An anti-terrorism court in Swat sentenced the men on Wednesday. Authorities were criticized for the long investigation.

“This is a routine problem in Pakistan,” Pakistani political scientist Hasan-Askari Rizvi told the Daily Beast in 2012. “We don’t have proper investigations, our prosecutors are ill-equipped to handle terrorism cases, and there is no system to protect witnesses so no one speaks up.”

Some also sympathized with the attackers.

“People don’t want to speak out against these people because they agree with their ideology,” Rizvi said. “In those cases, many witnesses prefer to withhold evidence.”

Yousafzai, the author of the acclaimed book “I am Malala: The Girl Who Stood Up for Education and Was Shot by the Taliban,” won a Nobel Peace Prize in 2014. In the book, she wrote of the power of education in Pakistan education threatened by extremist groups.

“For us girls that doorway was like a magical entrance to our own special world,” she wrote. “As we skipped through, we cast off our headscarves like winds puffing away clouds to make way for the sun than ran helter-skelter up the steps.”

“Despite her youth, Malala … has already fought for several years for the right of girls to education, and has shown by example that children and young people, too, can contribute to improving their own situations,” the Nobel committee wrote. “This she has done under the most dangerous circumstances.”

Yousafzai, fearing for her safety in Pakistan, now lives in the United Kingdom, where she received medical treatment after she was shot.

“I want to tell the students of U.K. to think that it is very precious, it’s very prestigious, to go to school,” she said in 2013. “Reading a book, having a pen in our hands, studying, sitting in a classroom is something very special for us because once we were deprived from it and because what we have seen in Swat.”
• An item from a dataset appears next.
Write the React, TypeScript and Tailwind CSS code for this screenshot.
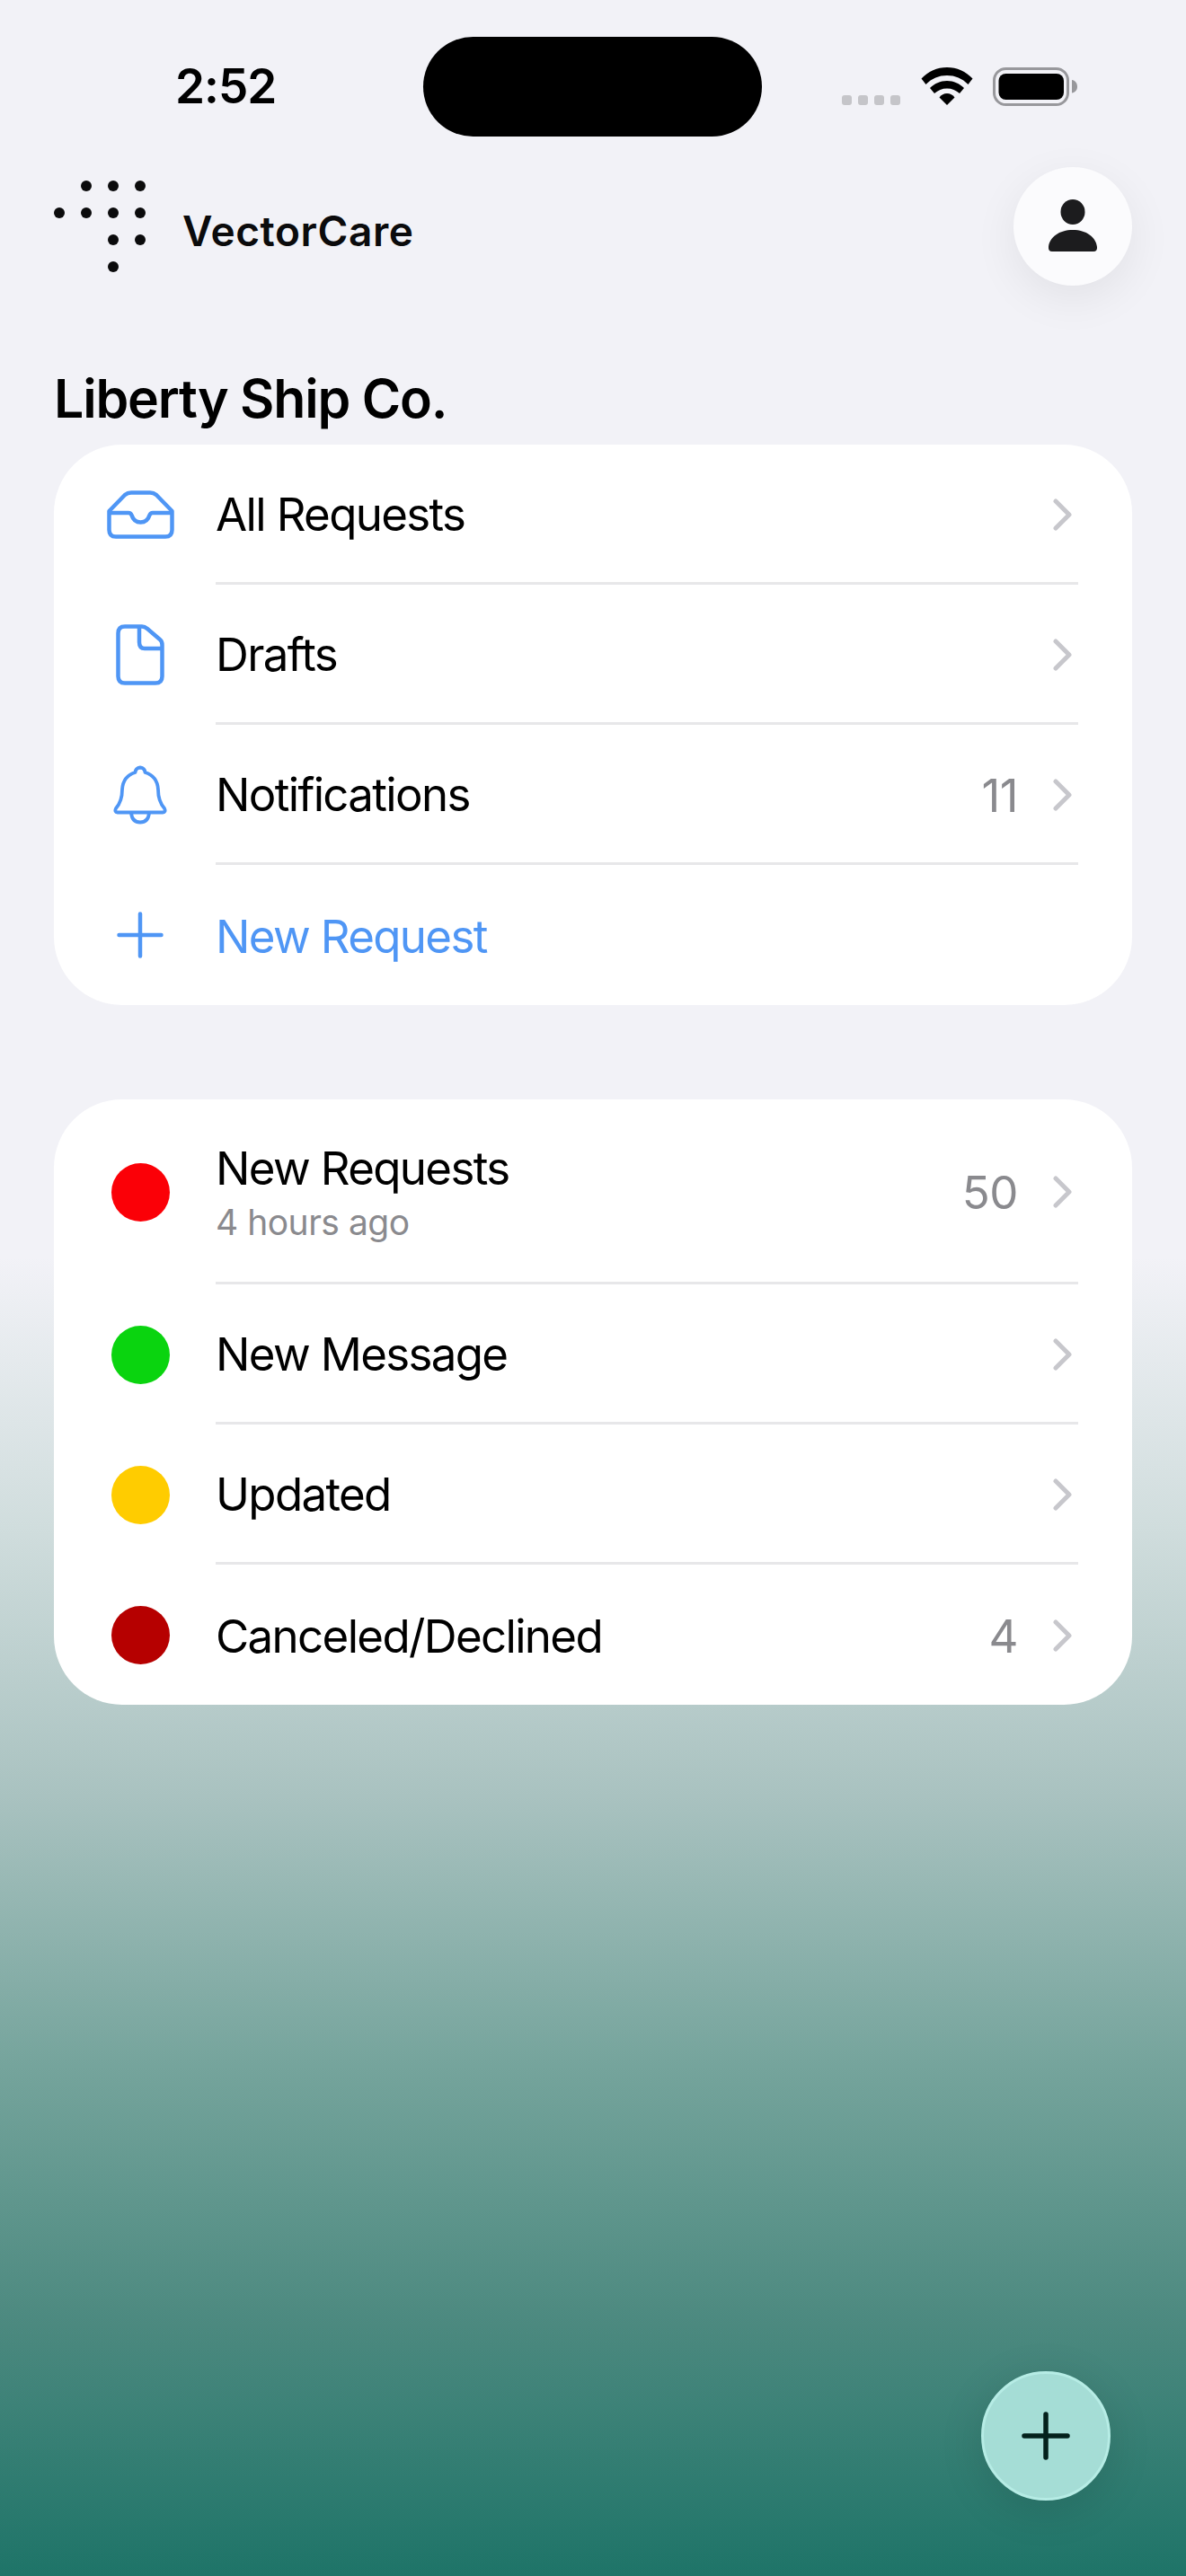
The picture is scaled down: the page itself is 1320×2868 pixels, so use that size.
import type { ReactNode } from 'react';

const dots = [
  [96, 207], [126, 207], [156, 207],
  [66, 237], [96, 237], [126, 237], [156, 237],
  [126, 267], [156, 267],
  [126, 297],
];

function StatusBar() {
  return (
    <div className="flex h-[152px] pt-[41px]">
      <div className="w-[471px] h-[111px] flex items-center pl-[195px]">
        <span className="text-[53px] leading-none font-semibold text-black tracking-[-1px]">2:52</span>
      </div>
      <div className="w-[377px] h-[111px] rounded-full bg-black" />
      <div className="flex-1 flex items-start pl-[89px] pt-[34px]">
        <div className="flex gap-[7px] mt-[31px]">
          <span className="w-[11px] h-[11px] rounded-[3px] bg-[#c5c5c9]" />
          <span className="w-[11px] h-[11px] rounded-[3px] bg-[#c5c5c9]" />
          <span className="w-[11px] h-[11px] rounded-[3px] bg-[#c5c5c9]" />
          <span className="w-[11px] h-[11px] rounded-[3px] bg-[#c5c5c9]" />
        </div>
        <svg className="ml-[23px]" width="58" height="42" viewBox="0 0 58 42" fill="#000">
          <path d="M29 0C18 0 8 4.5 0.5 12.5L5.5 19C12 12.3 20 9 29 9C38 9 46 12.3 52.5 19L57.5 12.5C50 4.5 40 0 29 0Z" />
          <path d="M29 15C21.5 15 15 18 10 23L15 29C19 25.5 23.5 23.5 29 23.5C34.5 23.5 39 25.5 43 29L48 23C43 18 36.5 15 29 15Z" />
          <path d="M29 29C25.5 29 22.5 30.5 20.5 33.5L29 42L37.5 33.5C35.5 30.5 32.5 29 29 29Z" />
        </svg>
        <svg className="ml-[22px]" width="94" height="43" viewBox="0 0 94 43">
          <rect x="1.5" y="1.5" width="82" height="40" rx="13" fill="none" stroke="#98989c" strokeWidth="3" />
          <rect x="6.5" y="7" width="72.5" height="29" rx="8" fill="#000" />
          <path d="M88 14C91.5 14.5 94 17.5 94 21.5C94 25.5 91.5 28 88 28.5Z" fill="#98989c" />
        </svg>
      </div>
    </div>
  );
}

function Header() {
  return (
    <div className="flex items-start justify-between mt-[34px] px-[60px]">
      <div className="flex items-start">
        <svg className="mt-[15px]" width="104" height="102" viewBox="60 201 104 102" fill="#0b0b0c">
          {dots.map(([x, y]) => (
            <circle key={`${x}-${y}`} cx={x} cy={y} r="6" />
          ))}
        </svg>
        <span className="ml-[39px] mt-[44px] text-[46px] leading-[54px] font-semibold text-[#0b0b0c] tracking-[0.6px]">
          VectorCare
        </span>
      </div>
      <button
        type="button"
        className="w-[132px] h-[132px] rounded-full bg-[#fbfbfd] flex items-center justify-center shadow-[0_14px_50px_rgba(0,0,0,0.07)]"
      >
        <svg width="56" height="60" viewBox="0 0 56 60" fill="#1c1c1e">
          <ellipse cx="28" cy="14" rx="13.5" ry="14" />
          <path d="M1 53C2 42 13 34 28 34C43 34 54 42 55 53C55.3 56 54 58 51 58H5C2 58 0.7 56 1 53Z" />
        </svg>
      </button>
    </div>
  );
}

function Chevron() {
  return (
    <svg className="mt-[2px]" width="21" height="36" viewBox="0 0 21 36" fill="none" stroke="#c7c7cc" strokeWidth="5" strokeLinecap="round" strokeLinejoin="round">
      <path d="M3 3L18 18L3 33" />
    </svg>
  );
}

function Row({
  icon,
  label,
  sub,
  count,
  blue,
  last,
  tall,
}: {
  icon: ReactNode;
  label: string;
  sub?: string;
  count?: string;
  blue?: boolean;
  last?: boolean;
  tall?: boolean;
}) {
  return (
    <div className={`flex ${tall ? 'h-[206px]' : 'h-[156px]'}`}>
      <div className="w-[180px] flex items-center justify-center pl-[12px] shrink-0">{icon}</div>
      <div className={`flex-1 mr-[60px] flex items-center pr-[7px] ${last ? '' : 'border-b-[3px] border-[#e7e7e9]'}`}>
        <div className="flex-1 min-w-0 pt-[3px]">
          <div className={`text-[51px] leading-[62px] tracking-[-1.65px] ${blue ? 'text-[#4f96f5]' : 'text-black'}`}>{label}</div>
          {sub && <div className="mt-[5px] text-[39px] leading-[48px] text-[#8a8a8e] tracking-[-0.5px]">{sub}</div>}
        </div>
        {count && <span className="mr-[39px] pt-[3px] text-[51px] leading-none text-[#8a8a8e] tracking-[-0.5px]">{count}</span>}
        {!blue && <Chevron />}
      </div>
    </div>
  );
}

function InboxIcon() {
  return (
    <svg width="75" height="54" viewBox="0 0 75 54" fill="none" stroke="#4f96f5" strokeWidth="4.5" strokeLinejoin="round">
      <path d="M2.5 23L20 5Q23 2.5 27 2.5H48Q52 2.5 55 5L72.5 23V44Q72.5 51.5 65 51.5H10Q2.5 51.5 2.5 44Z" />
      <path d="M2.5 25H24Q26.5 25 27.5 27.5Q30 35.5 37.5 35.5Q45 35.5 47.5 27.5Q48.5 25 51 25H72.5" />
    </svg>
  );
}

function DraftIcon() {
  return (
    <svg width="54" height="68" viewBox="0 0 54 68" fill="none" stroke="#4f96f5" strokeWidth="4.5" strokeLinejoin="round">
      <path d="M10 2.5H29Q32 2.5 35 5L49 17Q51.5 19 51.5 23V58Q51.5 65.5 44 65.5H10Q2.5 65.5 2.5 58V10Q2.5 2.5 10 2.5Z" />
      <path d="M26 3V20Q26 27 32 27H51" />
    </svg>
  );
}

function BellIcon() {
  return (
    <svg width="60" height="66" viewBox="0 0 60 66" fill="none" stroke="#4f96f5" strokeWidth="3.8" strokeLinejoin="round">
      <path d="M30 2.5Q25 3 24.5 8Q11 12 10 27Q10 40 3 48Q1 52 5 52.5H55Q59 52 57 48Q50 40 50 27Q49 12 35.5 8Q35 3 30 2.5Z" />
      <path d="M20 53Q21 63.5 30 63.5Q39 63.5 40 53" />
    </svg>
  );
}

function PlusIcon() {
  return (
    <svg width="52" height="52" viewBox="0 0 52 52" fill="none" stroke="#4f96f5" strokeWidth="4.5" strokeLinecap="round">
      <path d="M26 2.5V49.5M2.5 26H49.5" />
    </svg>
  );
}

function Dot({ color }: { color: string }) {
  return <span className={`block w-[65px] h-[65px] rounded-full ${color}`} />;
}

export default function App() {
  return (
    <div className="relative h-[2868px] overflow-hidden font-['Inter',sans-serif] bg-[linear-gradient(180deg,#f2f2f7_0,#f2f2f7_1400px,#d0dddd_1700px,#a9c2c0_2000px,#75a49c_2300px,#4a887e_2600px,#1e7468_2868px)]">
      <StatusBar />
      <Header />

      <div className="px-[60px]">
        <h1 className="mt-[91px] text-[59px] leading-[70px] font-semibold text-black tracking-[-1.2px]">Liberty Ship Co.</h1>

        <div className="mt-[16px] rounded-[76px] bg-white overflow-hidden">
          <Row icon={<InboxIcon />} label="All Requests" />
          <Row icon={<DraftIcon />} label="Drafts" />
          <Row icon={<BellIcon />} label="Notifications" count="11" />
          <Row icon={<PlusIcon />} label="New Request" blue last />
        </div>

        <div className="mt-[105px] rounded-[76px] bg-white overflow-hidden">
          <Row icon={<Dot color="bg-[#fb0007]" />} label="New Requests" sub="4 hours ago" count="50" tall />
          <Row icon={<Dot color="bg-[#0ad40f]" />} label="New Message" />
          <Row icon={<Dot color="bg-[#ffcc00]" />} label="Updated" />
          <Row icon={<Dot color="bg-[#b60000]" />} label="Canceled/Declined" count="4" last />
        </div>
      </div>

      <button
        type="button"
        className="absolute left-[1092px] top-[2640px] w-[144px] h-[144px] rounded-full bg-[#a5ddd6] border-[3px] border-[#b6ece5] flex items-center justify-center shadow-[0_10px_50px_rgba(0,0,0,0.12)]"
      >
        <svg width="54" height="54" viewBox="0 0 54 54" fill="none" stroke="#03211c" strokeWidth="5.5" strokeLinecap="round">
          <path d="M27 3V51M3 27H51" />
        </svg>
      </button>
    </div>
  );
}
“Her new life continues to divide Pakistani public opinion,” reporter Saim Saeed wrote in Pakistan’s English-language Express Tribune last year, as The Washington Post’s Richard Leiby and Karla Adam reported. “Some see her position as Western stooge only cemented; her well-wishers see her as a powerful force to both combat religious extremism as well as an advocate for women’s rights.”